Avec le durcissement de l’accès à l’assurance-chômage – avoir travaillé six mois au cours des 18 derniers mois par rapport à 24 mois actuellement – ce qui est visé, entre autres, ce sont les comportements d’optimisation. Par exemple, dans des secteurs à forte saisonnalité comme l’agriculture, les spectacles ou la restauration, employés comme employeurs peuvent profiter d’une alternance entre travail et périodes de chômage, faisant porter le poids financier de cette démarche par la collectivité.
Le rôle du gouvernement est de fixer un cadre, avec les partenaires sociaux. Surtout dans un cas comme le chômage, qui a des conséquences négatives à la fois sur les individus, les finances du pays et la vie de la nation. L’objectif est aussi de converger vers la norme européenne. À 7,5% de taux de chômage, nous sommes au-dessus de la moyenne européenne établie à 6%. Avec, de surcroît, des dépenses sociales parmi les plus élevées de l’OCDE. Par ailleurs, avec un tel déficit public, la France doit d’autant plus montrer sa volonté ferme de poursuivre les réformes.

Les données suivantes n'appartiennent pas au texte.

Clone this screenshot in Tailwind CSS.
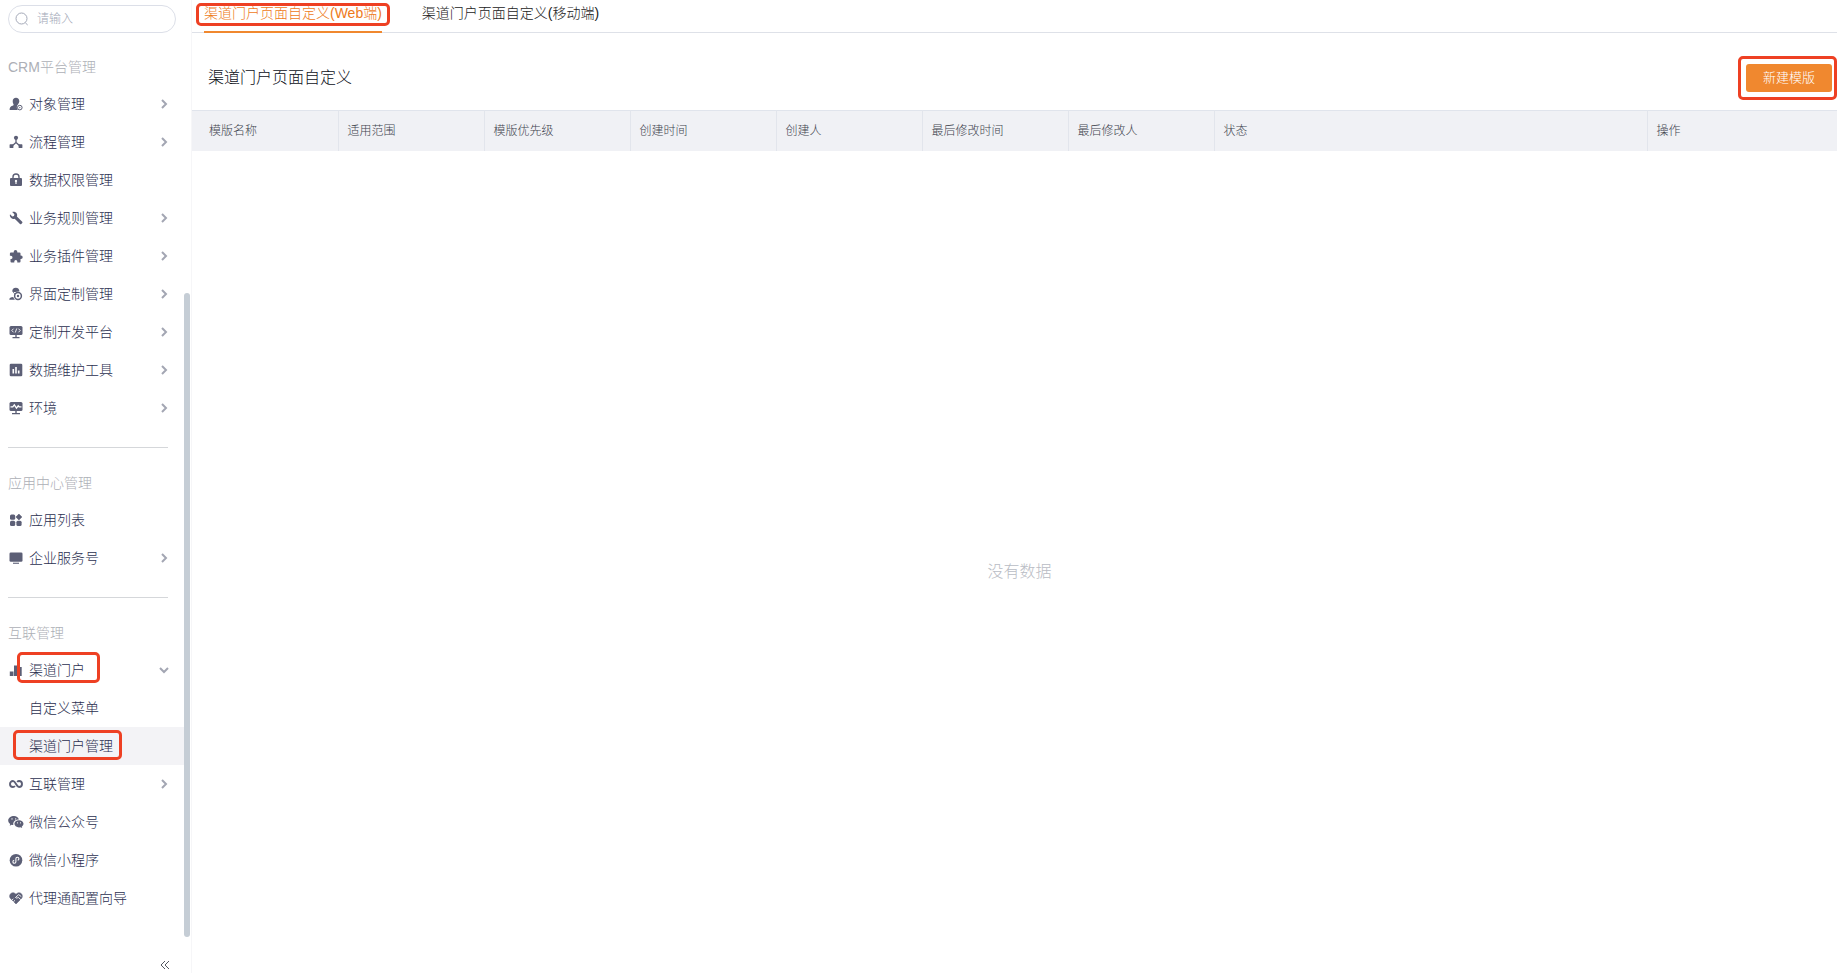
<!DOCTYPE html>
<html lang="zh-CN">
<head>
  <meta charset="UTF-8" />
  <meta name="viewport" content="width=device-width, initial-scale=1.0" />
  <title>渠道门户页面自定义</title>
  <script src="https://cdn.jsdelivr.net/npm/@tailwindcss/browser@4"></script>
</head>
<body class="flex h-screen overflow-hidden bg-white font-['Liberation_Sans','Noto_Sans_CJK_SC',sans-serif] text-sm font-light text-[#2b2f50]">

  <!-- sidebar -->
  <aside class="relative flex w-48 shrink-0 flex-col border-r border-[#f6f6f8]">
    <label class="mx-2 mt-[5px] flex h-7 w-[168px] items-center gap-2 rounded-full border border-[#dcdfe8] px-1.5">
      <svg class="size-3.5 shrink-0 text-[#a4a9b8]" viewBox="0 0 14 14" fill="none" stroke="currentColor" stroke-width="1"><circle cx="6.500" cy="6.500" r="5.500"/><path d="M10.300 10.800l2.400 2.200"/></svg>
      <input type="text" placeholder="请输入" aria-label="搜索" class="w-full min-w-0 text-xs outline-none placeholder:text-[#a4a9b8]" />
    </label>
    <nav id="menu" class="mt-4 w-[184px] flex-1"></nav>
    <div class="absolute top-[293px] bottom-9 left-[184px] w-1.5 rounded-full bg-[#c5cdd5]"></div>
    <button class="mb-0.5 ml-[159px] size-3" aria-label="收起">
      <svg class="size-3" viewBox="0 0 12 12" fill="none" stroke="#545861" stroke-width="1"><path d="M6 2L2 6l4 4M10 2L6 6l4 4"/></svg>
    </button>
  </aside>

  <!-- content -->
  <main class="flex min-w-0 flex-1 flex-col">
    <div class="flex h-[33px] shrink-0 gap-10 border-b border-[#dee1e8] pl-3 leading-5">
      <a href="#" class="relative h-[33px] border-b-2 border-[#f0882f] pt-[3px] text-[#ee7a1a]">渠道门户页面自定义(Web端)
        <span class="absolute top-0 -right-2 -left-2 mt-[3px] h-[23px] rounded-[5px] border-3 border-[#ee4023]"></span>
      </a>
      <a href="#" class="pt-[3px] text-[#222]">渠道门户页面自定义(移动端)</a>
    </div>

    <div class="flex h-[77px] shrink-0 items-center justify-between pt-[13px] pr-[5px] pl-4">
      <h1 class="text-base text-[#0c0f18]">渠道门户页面自定义</h1>
      <div class="relative">
        <button class="block h-7 w-[86px] rounded-[3px] bg-[#f0882f] text-[13px] text-white">新建模版</button>
        <span class="absolute -top-2 -right-[5px] -left-2 h-11 rounded-[5px] border-3 border-[#ee4023]"></span>
      </div>
    </div>

    <table class="w-full table-fixed border-t border-[#e0e4ec] bg-[#f0f1f5] text-left text-xs text-[#40444e]">
      <thead>
        <tr class="h-10">
          <th class="w-[146px] border-r border-[#e2e5ec] pl-[17px] font-light">模版名称</th>
          <th class="w-[146px] border-r border-[#e2e5ec] pl-[9px] font-light">适用范围</th>
          <th class="w-[146px] border-r border-[#e2e5ec] pl-[9px] font-light">模版优先级</th>
          <th class="w-[146px] border-r border-[#e2e5ec] pl-[9px] font-light">创建时间</th>
          <th class="w-[146px] border-r border-[#e2e5ec] pl-[9px] font-light">创建人</th>
          <th class="w-[146px] border-r border-[#e2e5ec] pl-[9px] font-light">最后修改时间</th>
          <th class="w-[146px] border-r border-[#e2e5ec] pl-[9px] font-light">最后修改人</th>
          <th class="border-r border-[#e2e5ec] pl-[9px] font-light">状态</th>
          <th class="w-[190px] pl-[9px] font-light">操作</th>
        </tr>
      </thead>
    </table>

    <div class="flex flex-1 items-center justify-center pt-5 pl-2.5 text-base text-[#b9bcc4]">没有数据</div>
  </main>

  <script>
    const icons = {
      user: '<path d="M7 .8c2 0 3.300 1.500 3.300 3.500 0 1.200-.5 2.100-1.200 2.900-.9.900-1.300 1.900-1.300 3 0 1.100.4 2.100 1.100 2.800H.6c0-2.500.9-3.600 2.900-4.200 1.100-.3 1.400-1 .9-1.700C3.900 6.400 3.700 5.500 3.700 4.300 3.700 2.300 5 .8 7 .8z"/><circle cx="10.800" cy="10.600" r="2.300" fill="none" stroke="currentColor"/><circle cx="10.800" cy="10.600" r=".7"/>',
      flow: '<circle cx="7" cy="2.800" r="2.100"/><path d="M7 4v4M7 7.500l-4 3.500M7 7.500l4 3.500" fill="none" stroke="currentColor" stroke-width="1.300"/><rect x=".6" y="9.300" width="3.800" height="3.800" rx=".6"/><rect x="9.600" y="9.300" width="3.800" height="3.800" rx=".6"/>',
      lock: '<path fill-rule="evenodd" d="M2 5h10a1 1 0 0 1 1 1v6a1 1 0 0 1-1 1H2a1 1 0 0 1-1-1V6a1 1 0 0 1 1-1zm5 1.800a1.200 1.200 0 0 0-.6 2.200v2h1.200V9A1.200 1.200 0 0 0 7 6.800z"/><path d="M4 5.500V4a3 3 0 0 1 6 0v1.500" fill="none" stroke="currentColor" stroke-width="1.400"/>',
      wrench: '<path d="M1 3.200l2.300 2.200 1.700-.4.4-1.700L3.200 1.100c1.700-.7 3.500-.1 4.400 1.200.7 1 .7 2.200.3 3.200l5.300 5.300c.4.400.4.900 0 1.300l-.9.900c-.4.400-.9.400-1.300 0L5.700 7.700c-1.200.5-2.500.3-3.500-.6C1.100 6 .5 4.500 1 3.200z"/>',
      plugin: '<path d="M4.700 3.500V2.700a1.800 1.800 0 0 1 3.600 0v.8h2.200a1 1 0 0 1 1 1v2h.5a1.700 1.700 0 0 1 0 3.400h-.5v2.500a1 1 0 0 1-1 1H8.300v-.8a1.500 1.500 0 0 0-3 0v.8H2.500a1 1 0 0 1-1-1V10h.4a1.600 1.600 0 0 0 0-3.200H.9V4.500a1 1 0 0 1 1-1z"/>',
      custom: '<path d="M3.300 4.800C3 2.300 4.600.8 6.800.8c2.300 0 3.700 1.400 3.600 3.700-1.500-.4-2.700.5-4 .5-1.200.1-2-.5-3.100-.2z"/><path d="M.3 12.800c0-2 1.300-2.500 4-2.700.3 1.100.8 2 1.800 2.700z"/><path d="M4.300 4.500c.2 1.500.9 2 1.700 2.500" fill="none" stroke="currentColor"/><circle cx="9" cy="9" r="3.400" fill="none" stroke="currentColor" stroke-width="1.500"/><circle cx="9" cy="9" r="1.200"/>',
      dev: '<rect x=".5" y="1" width="13" height="9" rx="1.500"/><path d="M6.300 10h1.400v2H6.300zM3.500 12h7v1.200h-7z"/><path d="M4.500 3.700L2.800 5.500l1.700 1.800M9.500 3.700l1.700 1.800-1.700 1.800M7.700 3.500L6.300 7.500" fill="none" stroke="#fff" stroke-width=".9"/>',
      chart: '<rect x=".7" y=".7" width="12.600" height="12.600" rx="1.300"/><path d="M3.500 6h1.600v4.500H3.500zM6.200 4h1.600v6.500H6.200zM8.900 7.500h1.600v3H8.900z" fill="#fff"/>',
      env: '<rect x=".5" y="1" width="13" height="9" rx="1.500"/><path d="M6.300 10h1.400v2H6.300zM3 12h8v1.200H3z"/><path d="M1.500 5.800h2.300l1.500-2 2.200 3.400 1.700-2.400.9 1h2.400" fill="none" stroke="#fff" stroke-width="1.300"/>',
      apps: '<rect x="1" y="1.500" width="5.200" height="5.200" rx="1.500"/><path d="M9.900 1l3 3-3 3-3-3z" stroke="currentColor" stroke-width=".6"/><rect x="1" y="7.800" width="5.200" height="5.200" rx="1.500"/><rect x="7.400" y="7.800" width="5.200" height="5.200" rx="1.500"/>',
      screen: '<rect x=".5" y="1.500" width="13" height="9.200" rx="1.300"/><path d="M4 11.700h6v1.100H4z"/>',
      bars: '<path d="M.8 8.500h3.700V13H.8zM5 2.500h3.700V13H5zM9.200 4h3.500v9H9.200z"/>',
      link: '<path d="M8.200 5C8.800 4.300 9.400 4 10 4a3 3 0 0 1 0 6C7.200 10 6.800 4 4 4a3 3 0 0 0 0 6c.8 0 1.400-.3 1.900-1" fill="none" stroke="currentColor" stroke-width="1.900"/>',
      wechat: '<path fill-rule="evenodd" d="M5 1C1.900 1-.8 2.900-.8 5.500c0 1.500.8 2.700 2 3.500l-.5 1.800 2-1.100c.6.200 1 .2 1.600.2-.5-3.200 2-5.400 5.600-5.400C9.300 2.300 7.400 1 5 1zM3 3.200a.7.700 0 1 1 0 1.400.7.700 0 0 1 0-1.400zm3.700 0a.7.700 0 1 1 0 1.400.7.700 0 0 1 0-1.400z"/><path fill-rule="evenodd" d="M10 5.300c-2.600 0-4.600 1.600-4.600 3.500s2 3.600 4.600 3.600l1.500-.2 1.700.9-.4-1.500c1-.7 1.700-1.700 1.700-2.800 0-1.900-2-3.500-4.500-3.500zM8.500 7.200a.6.600 0 1 1 0 1.200.6.600 0 0 1 0-1.200zm3 0a.6.600 0 1 1 0 1.200.6.600 0 0 1 0-1.200z"/>',
      mini: '<circle cx="7" cy="7.300" r="6.300"/><path d="M5.200 7.300a1.500 1.500 0 1 0 1.700 1.500V5.700a1.500 1.500 0 1 1 1.800 1.500" fill="none" stroke="#fff" stroke-width="1.100"/>',
      agent: '<path d="M7 13L1.500 7.500C-.2 5.500.8 2.500 3 1.900c1.600-.4 3 .2 4 1.400 1-1.200 2.400-1.800 4-1.400 2.200.6 3.200 3.600 1.500 5.600z" stroke="currentColor" stroke-width=".5"/><path d="M12.300 5.600L9.700 3.600 6.500 6.500c.8.900 1.900.6 2.700-.2l2.600 2.300M2.800 9.200l1.500-1.300M4.400 10.800L6 9.300" fill="none" stroke="#fff" stroke-width=".9"/>'
    };

    const menu = [
      { title: "CRM平台管理", items: [
        { name: "对象管理", icon: "user", arrow: true },
        { name: "流程管理", icon: "flow", arrow: true },
        { name: "数据权限管理", icon: "lock" },
        { name: "业务规则管理", icon: "wrench", arrow: true },
        { name: "业务插件管理", icon: "plugin", arrow: true },
        { name: "界面定制管理", icon: "custom", arrow: true },
        { name: "定制开发平台", icon: "dev", arrow: true },
        { name: "数据维护工具", icon: "chart", arrow: true },
        { name: "环境", icon: "env", arrow: true }
      ]},
      { title: "应用中心管理", items: [
        { name: "应用列表", icon: "apps" },
        { name: "企业服务号", icon: "screen", arrow: true }
      ]},
      { title: "互联管理", items: [
        { name: "渠道门户", icon: "bars", open: true,
          mark: "absolute top-px left-[17px] h-[31px] w-[83px] rounded-[5px] border-3 border-[#ee4023]" },
        { name: "自定义菜单" },
        { name: "渠道门户管理", active: true,
          mark: "absolute top-[3px] left-[13px] h-[30px] w-[109px] rounded-[5px] border-3 border-[#ee4023]" },
        { name: "互联管理", icon: "link", arrow: true },
        { name: "微信公众号", icon: "wechat" },
        { name: "微信小程序", icon: "mini" },
        { name: "代理通配置向导", icon: "agent" }
      ]}
    ];

    const right = '<svg class="mr-[14px] ml-auto size-3 text-[#a3a6b3]" viewBox="0 0 12 12" fill="none" stroke="currentColor" stroke-width="2"><path d="M4 2l4 4-4 4"/></svg>';
    const down = '<svg class="mr-[14px] ml-auto size-3 text-[#a3a6b3]" viewBox="0 0 12 12" fill="none" stroke="currentColor" stroke-width="2"><path d="M2 4l4 4 4-4"/></svg>';

    function renderItem(item) {
      return `
        <li>
          <a href="#" class="relative flex h-[38px] items-center gap-1.5 pl-[9px] ${item.active ? "bg-[#f3f3f6]" : ""}">
            <svg class="size-3.5 shrink-0 overflow-visible text-[#5c5f76]" viewBox="0 0 14 14" fill="currentColor">${icons[item.icon] || ""}</svg>
            <span>${item.name}</span>
            ${item.arrow ? right : ""}${item.open ? down : ""}
            ${item.mark ? `<span class="${item.mark}"></span>` : ""}
          </a>
        </li>`;
    }

    document.getElementById("menu").innerHTML = menu.map(group => `
      <h2 class="flex h-9 items-center pl-2 text-[#adafb6]">${group.title}</h2>
      <ul>${group.items.map(renderItem).join("")}</ul>
    `).join('<hr class="mx-2 mt-5 mb-[17px] w-40 border-[#d5d7da]" />');
  </script>
</body>
</html>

Reste la question économique, plus large et de plus long terme, du plein-emploi. Notre taux actuel d’emploi, 68,4% de la population en âge de travailler, se situe à près de 9 points derrière celui des meilleurs élèves européens, comme l’Allemagne, proche de 80%. 9%, c’est environ 3,5 millions de personnes sans emploi. Et notamment les 12% de jeunes de 15 à 29 ans qui ne travaillent pas, n’étudient pas et ne sont pas en formation. C’est un sujet majeur qui appelle à une réforme en profondeur du marché du travail, au-delà des règles d’assurance-chômage.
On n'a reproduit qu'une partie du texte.